NEW YORK--(BUSINESS WIRE)--
Revlon, Inc. (NYSE: REV) ("Revlon") today announced the consummation of
its exchange offer in which each issued and outstanding share of Revlon
Class A common stock was exchangeable on a voluntary basis for one share
of a newly-issued series of Revlon preferred stock (the "Exchange
Offer"). The Exchange Offer expired in accordance with its terms at
11:59 p.m., New York City time, on October 7, 2009.
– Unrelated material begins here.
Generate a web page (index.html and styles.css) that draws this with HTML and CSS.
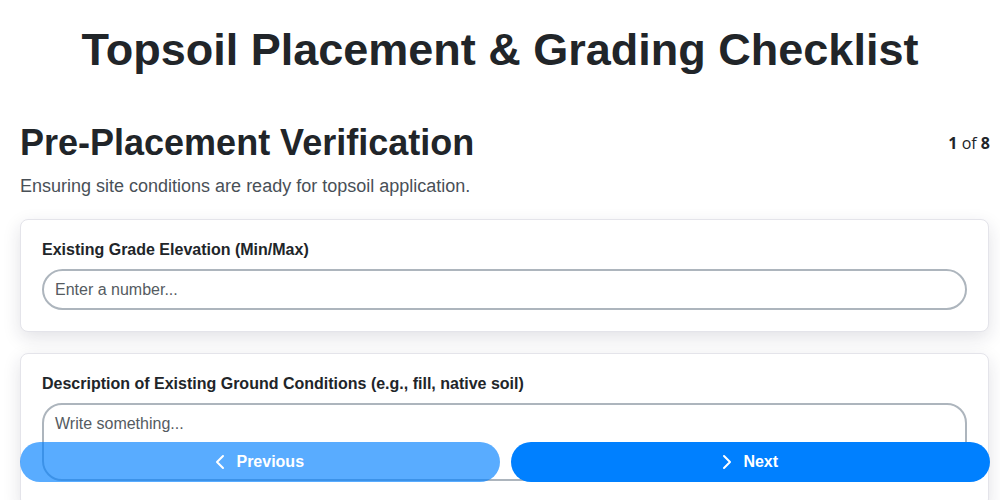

Revlon indicated that it issued 9,336,905 shares of Revlon Series A
preferred stock to stockholders (other than MacAndrews & Forbes Holdings
Inc. ("MacAndrews & Forbes") and its affiliates) in exchange for the
same number of shares of Revlon Class A common stock tendered for
exchange. The Class A common stock tendered in the Exchange Offer
represented 46% of the shares of Revlon Class A common stock not
beneficially owned by MacAndrews & Forbes and its affiliates. Revlon has
accepted for exchange all validly tendered shares of Class A common
stock.
In connection with the consummation of the Exchange Offer, MacAndrews &
Forbes contributed to Revlon $48,645,275 in principal amount of the
Senior Subordinated Term Loan between Revlon's wholly-owned operating
subsidiary, Revlon Consumer Products Corporation ("RCPC"), and
MacAndrews & Forbes (representing $5.21 of the principal amount of such
loan for each share of Revlon Class A common stock exchanged in the
Exchange Offer) (the "Contributed Loan"). For each share of Revlon Class
A common stock exchanged in the Exchange Offer, Revlon issued to
MacAndrews & Forbes one share of Class A common stock, or 9,336,905
shares of Class A common stock in the aggregate. Upon consummation of
the Exchange Offer, certain amendments to the terms of the Senior
Subordinated Term Loan became effective, including amendments--
-
extending the maturity date of the portion of the Senior Subordinated
Term Loan that will remain owed to MacAndrews & Forbes (the
"Non-Contributed Loan") from August 1, 2010 to the fifth anniversary
of consummation of the Exchange Offer, or October 8, 2014, and
changing the interest rate on the Non-Contributed Loan from 11% to 12%
per year; and
-
extending the maturity date of the Contributed Loan from August 1,
2010 to the fourth anniversary of consummation of the Exchange Offer,
or October 8, 2013, and changing the interest rate on the Contributed
Loan from 11% to 12.75% per year.
As a result of these transactions--
-
MacAndrews & Forbes and its affiliates beneficially own in the
aggregate 37,544,640 shares of Revlon Class A common stock, or 77.5%
of the Revlon Class A common stock, all 3.125 million shares of
Revlon's Class B common stock and 78.9% of the combined Revlon Class A
common stock and Class B common stock (representing 77.3% of the
combined voting power of the Revlon Class A and Class B common stock
and the Series A preferred stock); and
-
Revlon's stockholders (other than MacAndrews & Forbes and its
affiliates) beneficially own in the aggregate 10,898,432 shares of
Revlon Class A common stock, or 22.5% of the Revlon Class A common
stock, and all 9,336,905 shares of the Revlon Series A preferred stock
(which, together with the Revlon Class A common stock held by such
stockholders, represent 22.7% of the combined voting power of the
Revlon Class A and Class B common stock and the Series A preferred
stock).
Each share amount, share percentage and dollar amount referred to in
this press release is approximate.
About Revlon
Revlon is a worldwide cosmetics, hair color, beauty tools, fragrances,
skincare, anti-perspirants/deodorants and beauty care products company.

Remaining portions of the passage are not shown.